Ms. Holt is both the North Alabama Conference Lay Leader and president of the Southeast Jurisdictional Association of Annual Conference Lay Leaders. Each conference lay leader is elected to promote lay ministry and develop lay leadership in partnership with the bishop and clergy. The church has 64 annual conferences in the United States and 53 in Europe, Africa and the Phillipines.
Affiliated with the United Methodist Board of Discipleship, the association seeks to strengthen the presence, voice and role of the laity in the church and in the world. The group's primary goal is to assist annual conference lay leaders in training, supporting and advocating for district and local church lay leaders.

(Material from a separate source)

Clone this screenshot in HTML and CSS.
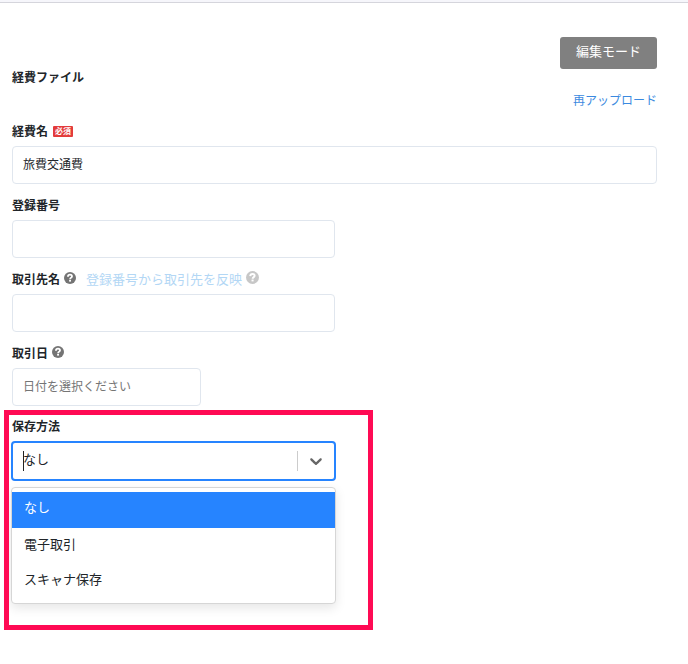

United Methodist News Service, March 25, 2003
From Around the World. . .
Dutch/German Canonist Addresses Complementarity in Ministry
In an October 2002 address to the Canon Law Society of America, Dr. Myriam Wijlens, a faculty member at the University of Tilburg and the Canon Law Institute in Münster, outlined the issues that "a deeper study on professional laity" should address:
- The different ecclesiological models for understanding ministry in the Church.

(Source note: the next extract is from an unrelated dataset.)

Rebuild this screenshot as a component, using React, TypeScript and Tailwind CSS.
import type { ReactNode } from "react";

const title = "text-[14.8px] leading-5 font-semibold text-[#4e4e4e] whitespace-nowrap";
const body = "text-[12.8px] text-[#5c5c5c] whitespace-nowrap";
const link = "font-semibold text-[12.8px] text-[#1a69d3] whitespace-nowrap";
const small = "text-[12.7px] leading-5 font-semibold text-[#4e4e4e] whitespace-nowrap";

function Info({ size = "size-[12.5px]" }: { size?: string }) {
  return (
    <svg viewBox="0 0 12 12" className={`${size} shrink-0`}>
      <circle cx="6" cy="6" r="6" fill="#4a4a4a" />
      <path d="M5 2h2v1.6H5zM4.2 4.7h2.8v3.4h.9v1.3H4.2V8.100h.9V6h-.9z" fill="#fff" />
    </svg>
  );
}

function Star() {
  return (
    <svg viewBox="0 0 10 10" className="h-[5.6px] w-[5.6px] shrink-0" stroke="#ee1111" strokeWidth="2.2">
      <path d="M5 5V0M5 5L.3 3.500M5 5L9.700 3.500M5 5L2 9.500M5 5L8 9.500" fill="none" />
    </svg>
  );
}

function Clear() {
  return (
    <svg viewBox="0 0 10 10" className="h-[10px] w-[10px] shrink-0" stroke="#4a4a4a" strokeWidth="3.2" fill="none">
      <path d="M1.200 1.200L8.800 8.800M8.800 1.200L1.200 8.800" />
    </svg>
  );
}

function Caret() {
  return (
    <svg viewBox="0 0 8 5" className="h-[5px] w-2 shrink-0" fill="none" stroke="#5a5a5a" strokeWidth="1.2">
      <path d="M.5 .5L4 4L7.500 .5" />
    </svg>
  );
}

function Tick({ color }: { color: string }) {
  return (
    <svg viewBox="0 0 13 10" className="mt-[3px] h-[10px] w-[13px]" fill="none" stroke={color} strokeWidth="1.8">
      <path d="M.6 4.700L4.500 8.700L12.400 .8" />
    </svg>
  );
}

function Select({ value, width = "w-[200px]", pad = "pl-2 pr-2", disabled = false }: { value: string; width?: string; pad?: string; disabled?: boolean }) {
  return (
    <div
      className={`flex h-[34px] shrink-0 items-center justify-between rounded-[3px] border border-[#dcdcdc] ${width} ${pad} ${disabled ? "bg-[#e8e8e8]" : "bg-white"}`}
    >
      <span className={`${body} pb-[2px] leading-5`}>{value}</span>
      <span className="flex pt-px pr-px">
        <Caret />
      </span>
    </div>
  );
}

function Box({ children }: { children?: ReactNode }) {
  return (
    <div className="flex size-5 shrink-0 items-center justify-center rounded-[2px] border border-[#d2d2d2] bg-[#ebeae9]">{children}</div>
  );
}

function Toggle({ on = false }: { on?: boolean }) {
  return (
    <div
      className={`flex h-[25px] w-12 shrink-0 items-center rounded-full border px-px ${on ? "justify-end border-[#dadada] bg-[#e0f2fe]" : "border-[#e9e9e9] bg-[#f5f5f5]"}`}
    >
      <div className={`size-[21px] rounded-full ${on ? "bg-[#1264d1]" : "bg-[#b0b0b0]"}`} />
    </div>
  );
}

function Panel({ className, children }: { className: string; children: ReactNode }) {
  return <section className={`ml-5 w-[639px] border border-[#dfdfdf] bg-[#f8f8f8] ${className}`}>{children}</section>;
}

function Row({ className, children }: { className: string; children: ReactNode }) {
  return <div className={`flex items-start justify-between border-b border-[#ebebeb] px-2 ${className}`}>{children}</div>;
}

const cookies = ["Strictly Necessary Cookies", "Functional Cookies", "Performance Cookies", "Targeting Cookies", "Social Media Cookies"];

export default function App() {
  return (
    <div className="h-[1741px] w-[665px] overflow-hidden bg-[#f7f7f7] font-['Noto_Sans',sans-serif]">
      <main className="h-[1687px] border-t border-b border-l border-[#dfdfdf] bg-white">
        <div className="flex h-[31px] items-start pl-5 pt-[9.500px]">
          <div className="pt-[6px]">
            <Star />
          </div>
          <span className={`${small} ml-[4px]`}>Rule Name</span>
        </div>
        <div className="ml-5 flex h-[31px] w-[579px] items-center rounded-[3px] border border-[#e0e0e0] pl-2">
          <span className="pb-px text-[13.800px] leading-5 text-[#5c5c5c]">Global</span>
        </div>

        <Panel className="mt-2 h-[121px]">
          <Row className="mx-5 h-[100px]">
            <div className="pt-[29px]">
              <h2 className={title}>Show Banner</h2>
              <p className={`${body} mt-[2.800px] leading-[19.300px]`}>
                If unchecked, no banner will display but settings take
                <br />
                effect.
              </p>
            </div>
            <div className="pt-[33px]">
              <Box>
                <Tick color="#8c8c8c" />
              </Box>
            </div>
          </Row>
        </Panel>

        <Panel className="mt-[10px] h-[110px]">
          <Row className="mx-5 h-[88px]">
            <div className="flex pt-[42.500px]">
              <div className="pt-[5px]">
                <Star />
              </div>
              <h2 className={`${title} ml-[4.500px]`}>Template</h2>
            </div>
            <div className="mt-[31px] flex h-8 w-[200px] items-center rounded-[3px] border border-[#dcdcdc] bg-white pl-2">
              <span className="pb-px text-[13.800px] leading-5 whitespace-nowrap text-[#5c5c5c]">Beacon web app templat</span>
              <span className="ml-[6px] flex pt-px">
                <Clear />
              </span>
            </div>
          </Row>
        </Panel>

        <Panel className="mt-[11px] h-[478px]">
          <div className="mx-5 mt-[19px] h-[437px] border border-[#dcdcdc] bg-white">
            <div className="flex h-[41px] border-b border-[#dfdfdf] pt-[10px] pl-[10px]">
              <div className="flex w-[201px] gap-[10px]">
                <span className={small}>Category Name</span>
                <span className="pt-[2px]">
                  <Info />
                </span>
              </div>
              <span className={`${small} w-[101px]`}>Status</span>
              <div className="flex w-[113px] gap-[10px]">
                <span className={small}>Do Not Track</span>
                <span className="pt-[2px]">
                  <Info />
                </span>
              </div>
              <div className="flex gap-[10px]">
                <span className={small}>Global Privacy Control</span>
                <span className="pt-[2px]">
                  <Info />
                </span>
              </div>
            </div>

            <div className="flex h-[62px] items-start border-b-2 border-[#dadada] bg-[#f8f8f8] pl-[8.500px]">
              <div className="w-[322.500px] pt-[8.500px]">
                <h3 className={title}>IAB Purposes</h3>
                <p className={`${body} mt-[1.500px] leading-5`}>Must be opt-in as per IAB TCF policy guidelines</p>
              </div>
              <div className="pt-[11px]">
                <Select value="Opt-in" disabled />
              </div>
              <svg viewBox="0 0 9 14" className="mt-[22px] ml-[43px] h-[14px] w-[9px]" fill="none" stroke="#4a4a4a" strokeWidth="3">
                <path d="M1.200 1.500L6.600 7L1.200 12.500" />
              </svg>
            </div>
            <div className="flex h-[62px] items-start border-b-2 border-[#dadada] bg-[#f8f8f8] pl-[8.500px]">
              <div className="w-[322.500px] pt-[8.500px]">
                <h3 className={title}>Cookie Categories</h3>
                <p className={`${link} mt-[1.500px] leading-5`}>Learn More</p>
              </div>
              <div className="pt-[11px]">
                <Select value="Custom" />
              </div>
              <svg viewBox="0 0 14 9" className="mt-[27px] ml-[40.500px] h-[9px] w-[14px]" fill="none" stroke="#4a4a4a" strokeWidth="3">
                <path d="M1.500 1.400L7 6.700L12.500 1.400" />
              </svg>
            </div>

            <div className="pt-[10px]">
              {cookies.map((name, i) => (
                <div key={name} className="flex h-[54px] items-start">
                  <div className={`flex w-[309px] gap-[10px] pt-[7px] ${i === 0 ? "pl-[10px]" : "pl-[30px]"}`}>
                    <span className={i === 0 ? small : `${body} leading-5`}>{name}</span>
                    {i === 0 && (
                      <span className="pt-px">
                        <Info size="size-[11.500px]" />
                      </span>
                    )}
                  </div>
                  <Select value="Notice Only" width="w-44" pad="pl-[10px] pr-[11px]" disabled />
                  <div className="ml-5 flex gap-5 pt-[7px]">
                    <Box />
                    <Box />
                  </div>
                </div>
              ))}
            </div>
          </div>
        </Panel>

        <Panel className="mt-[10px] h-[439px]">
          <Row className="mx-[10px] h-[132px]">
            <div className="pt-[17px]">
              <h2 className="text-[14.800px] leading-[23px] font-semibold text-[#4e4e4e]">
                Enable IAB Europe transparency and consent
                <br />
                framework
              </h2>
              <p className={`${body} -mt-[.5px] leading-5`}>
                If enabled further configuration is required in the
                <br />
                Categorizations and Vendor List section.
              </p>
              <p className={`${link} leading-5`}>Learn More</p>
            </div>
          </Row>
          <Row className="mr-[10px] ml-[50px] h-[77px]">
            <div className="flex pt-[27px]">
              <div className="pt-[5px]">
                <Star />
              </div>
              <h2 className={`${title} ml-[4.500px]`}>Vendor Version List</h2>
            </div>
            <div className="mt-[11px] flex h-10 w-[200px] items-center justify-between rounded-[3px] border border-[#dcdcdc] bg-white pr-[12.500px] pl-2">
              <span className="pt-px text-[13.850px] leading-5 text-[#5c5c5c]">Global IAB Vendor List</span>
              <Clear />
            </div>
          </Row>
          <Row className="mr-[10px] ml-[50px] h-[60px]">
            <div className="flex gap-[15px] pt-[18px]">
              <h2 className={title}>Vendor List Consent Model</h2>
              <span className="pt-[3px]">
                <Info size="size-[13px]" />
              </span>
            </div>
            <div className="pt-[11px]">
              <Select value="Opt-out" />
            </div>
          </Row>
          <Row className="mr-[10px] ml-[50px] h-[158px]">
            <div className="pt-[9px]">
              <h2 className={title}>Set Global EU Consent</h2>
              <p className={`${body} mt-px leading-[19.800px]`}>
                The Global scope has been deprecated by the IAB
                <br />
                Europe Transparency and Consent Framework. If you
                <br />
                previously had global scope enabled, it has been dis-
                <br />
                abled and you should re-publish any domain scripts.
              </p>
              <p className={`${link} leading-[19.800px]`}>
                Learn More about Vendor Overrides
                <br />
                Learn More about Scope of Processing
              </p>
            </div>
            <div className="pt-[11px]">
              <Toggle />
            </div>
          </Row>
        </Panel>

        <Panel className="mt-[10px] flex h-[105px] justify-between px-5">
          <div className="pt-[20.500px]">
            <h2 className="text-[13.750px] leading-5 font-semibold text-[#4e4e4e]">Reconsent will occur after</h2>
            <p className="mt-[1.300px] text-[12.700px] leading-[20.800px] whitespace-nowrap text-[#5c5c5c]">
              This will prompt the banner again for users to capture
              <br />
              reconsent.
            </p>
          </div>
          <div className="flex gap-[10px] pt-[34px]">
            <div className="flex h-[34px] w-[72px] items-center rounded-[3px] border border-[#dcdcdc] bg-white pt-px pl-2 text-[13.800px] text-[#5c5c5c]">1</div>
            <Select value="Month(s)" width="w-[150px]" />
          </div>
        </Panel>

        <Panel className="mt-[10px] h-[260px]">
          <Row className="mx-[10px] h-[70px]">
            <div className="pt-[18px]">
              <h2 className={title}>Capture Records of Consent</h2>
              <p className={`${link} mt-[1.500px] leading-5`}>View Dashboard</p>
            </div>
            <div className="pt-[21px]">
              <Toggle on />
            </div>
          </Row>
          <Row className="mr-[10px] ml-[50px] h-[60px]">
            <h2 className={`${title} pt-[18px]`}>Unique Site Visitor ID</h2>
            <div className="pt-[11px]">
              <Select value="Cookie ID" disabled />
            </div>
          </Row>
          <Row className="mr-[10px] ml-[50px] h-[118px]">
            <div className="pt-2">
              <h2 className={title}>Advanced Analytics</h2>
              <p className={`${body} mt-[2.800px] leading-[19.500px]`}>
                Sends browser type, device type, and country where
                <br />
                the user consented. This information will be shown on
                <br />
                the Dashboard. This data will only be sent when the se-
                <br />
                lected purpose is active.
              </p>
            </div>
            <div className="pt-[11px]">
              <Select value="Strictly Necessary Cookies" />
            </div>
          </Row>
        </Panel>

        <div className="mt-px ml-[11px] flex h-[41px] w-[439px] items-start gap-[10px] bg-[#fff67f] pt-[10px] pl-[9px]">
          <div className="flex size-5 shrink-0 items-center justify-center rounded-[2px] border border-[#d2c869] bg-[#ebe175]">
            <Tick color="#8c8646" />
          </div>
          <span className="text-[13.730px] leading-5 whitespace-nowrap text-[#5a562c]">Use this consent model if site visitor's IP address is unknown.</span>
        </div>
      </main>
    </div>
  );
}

- The Vatican II understanding that ministry is located within the community. "The laity and the ordained have complementary gifts; they do not stand in opposition."
- "The ministry exercised in the world is also an ecclesial ministry because the Church does not stand in opposition to the world, but lives in the world."
- "The gifts that ecclesial lay ministers bring to the Church are to be seen neither as a supplying for nor as standing in competition with the gifts that the ordained ministers bring, but they are to be considered and examined on their own merits."
"Ecclesial Lay Ministry, Clergy and Complementarity," Proceedings of the Sixty-Fourth Annual Convention, 27-48.